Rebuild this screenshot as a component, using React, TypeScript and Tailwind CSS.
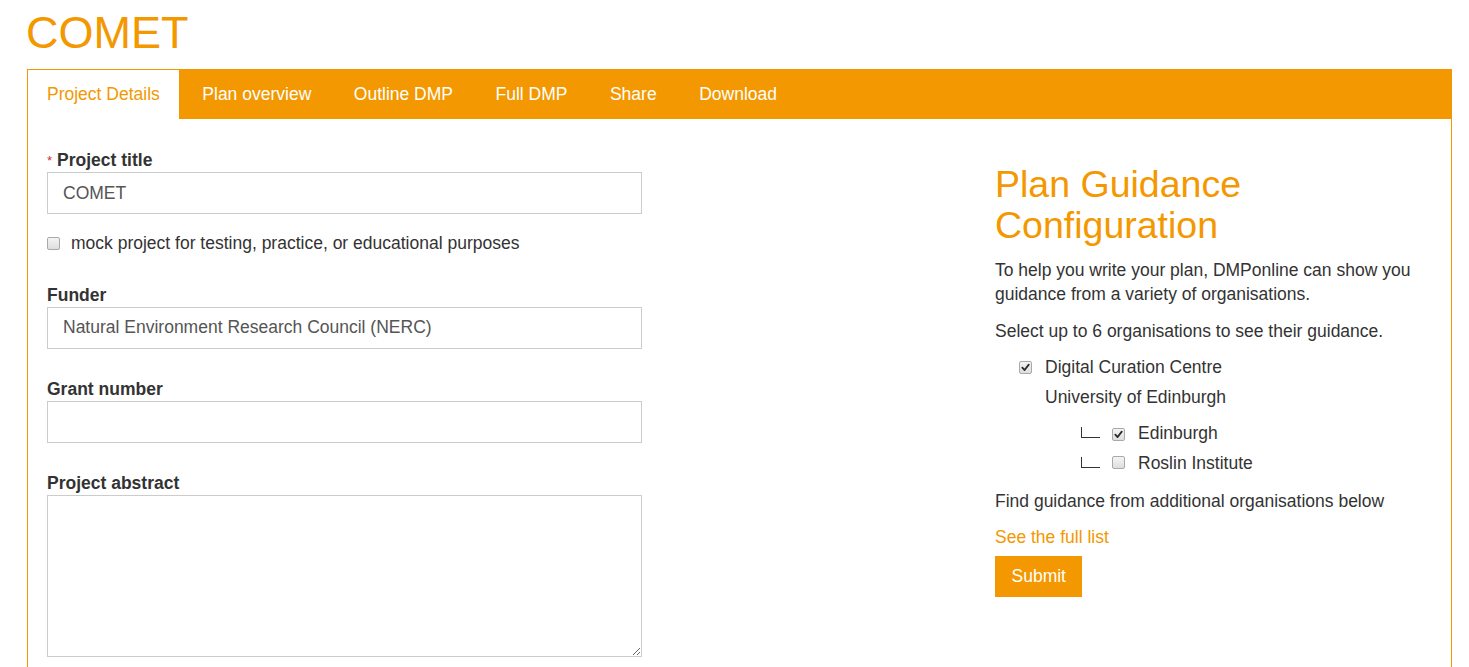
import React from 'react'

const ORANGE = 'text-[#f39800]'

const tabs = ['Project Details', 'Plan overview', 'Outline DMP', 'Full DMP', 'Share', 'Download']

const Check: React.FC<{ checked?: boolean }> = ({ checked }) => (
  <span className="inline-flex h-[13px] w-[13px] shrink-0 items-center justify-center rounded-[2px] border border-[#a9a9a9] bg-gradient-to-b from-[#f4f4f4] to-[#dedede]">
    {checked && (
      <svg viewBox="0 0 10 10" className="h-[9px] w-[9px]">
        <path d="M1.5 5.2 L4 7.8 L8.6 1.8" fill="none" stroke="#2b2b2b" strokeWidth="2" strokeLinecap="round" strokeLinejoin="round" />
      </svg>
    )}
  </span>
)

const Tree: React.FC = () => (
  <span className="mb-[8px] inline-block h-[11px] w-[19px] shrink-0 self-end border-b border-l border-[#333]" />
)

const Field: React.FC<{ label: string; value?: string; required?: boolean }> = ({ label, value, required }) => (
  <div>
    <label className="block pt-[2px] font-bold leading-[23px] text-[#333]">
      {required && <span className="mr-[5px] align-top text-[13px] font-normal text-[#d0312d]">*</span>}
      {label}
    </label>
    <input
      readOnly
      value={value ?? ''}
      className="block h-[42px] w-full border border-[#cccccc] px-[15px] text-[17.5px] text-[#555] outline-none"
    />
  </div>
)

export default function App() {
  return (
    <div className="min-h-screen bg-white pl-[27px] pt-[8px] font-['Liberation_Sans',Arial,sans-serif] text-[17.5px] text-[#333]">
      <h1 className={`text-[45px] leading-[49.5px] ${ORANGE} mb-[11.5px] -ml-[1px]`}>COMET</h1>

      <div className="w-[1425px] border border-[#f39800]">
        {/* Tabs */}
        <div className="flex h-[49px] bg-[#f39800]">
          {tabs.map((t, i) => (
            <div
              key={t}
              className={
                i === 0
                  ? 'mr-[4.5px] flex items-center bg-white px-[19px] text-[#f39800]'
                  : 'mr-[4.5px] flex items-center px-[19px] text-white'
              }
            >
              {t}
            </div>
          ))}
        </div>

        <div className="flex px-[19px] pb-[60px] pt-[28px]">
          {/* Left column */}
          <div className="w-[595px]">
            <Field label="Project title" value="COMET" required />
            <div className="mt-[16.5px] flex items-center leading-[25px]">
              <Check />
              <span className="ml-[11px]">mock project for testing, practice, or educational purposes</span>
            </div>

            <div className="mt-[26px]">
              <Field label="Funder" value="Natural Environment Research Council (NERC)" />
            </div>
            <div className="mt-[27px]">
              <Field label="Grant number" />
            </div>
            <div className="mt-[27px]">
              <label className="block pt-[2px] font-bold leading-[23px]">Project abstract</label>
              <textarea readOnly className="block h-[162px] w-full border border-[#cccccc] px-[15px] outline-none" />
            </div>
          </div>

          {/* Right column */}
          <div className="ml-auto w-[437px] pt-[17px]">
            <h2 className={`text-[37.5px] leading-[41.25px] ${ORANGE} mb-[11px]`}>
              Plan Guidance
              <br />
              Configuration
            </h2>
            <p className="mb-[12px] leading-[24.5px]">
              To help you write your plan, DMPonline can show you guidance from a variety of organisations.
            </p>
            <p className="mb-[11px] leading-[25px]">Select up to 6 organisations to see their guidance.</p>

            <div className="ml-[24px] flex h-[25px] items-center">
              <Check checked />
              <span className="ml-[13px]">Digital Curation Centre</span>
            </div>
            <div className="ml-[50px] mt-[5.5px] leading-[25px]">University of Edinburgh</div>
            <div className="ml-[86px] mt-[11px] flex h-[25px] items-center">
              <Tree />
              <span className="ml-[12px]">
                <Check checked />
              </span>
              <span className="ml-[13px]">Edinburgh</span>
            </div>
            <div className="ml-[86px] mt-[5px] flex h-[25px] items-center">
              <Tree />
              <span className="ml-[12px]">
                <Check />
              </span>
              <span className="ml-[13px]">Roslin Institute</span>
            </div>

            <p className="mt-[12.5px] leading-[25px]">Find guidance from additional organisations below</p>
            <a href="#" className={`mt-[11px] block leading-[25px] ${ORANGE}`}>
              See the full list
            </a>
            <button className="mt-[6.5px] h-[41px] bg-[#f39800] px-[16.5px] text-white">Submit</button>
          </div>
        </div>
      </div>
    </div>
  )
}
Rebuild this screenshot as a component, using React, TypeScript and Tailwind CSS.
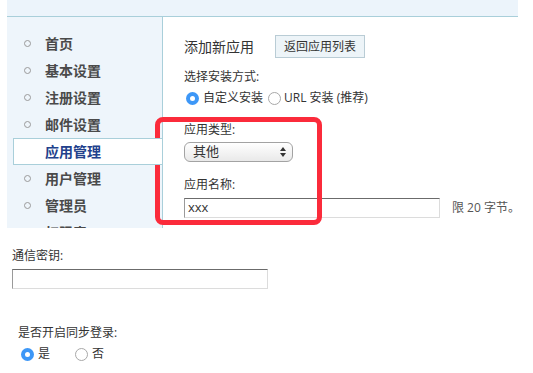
+++++
Short task:
From the first line above through the line containing "const tabs = ['Project", copy everything exactly, without the pictures.

Solution to this exercise:
Rebuild this screenshot as a component, using React, TypeScript and Tailwind CSS.
import React from 'react'

const ORANGE = 'text-[#f39800]'

const tabs = ['Project Details', 'Plan overview', 'Outline DMP', 'Full DMP', 'Share', 'Download']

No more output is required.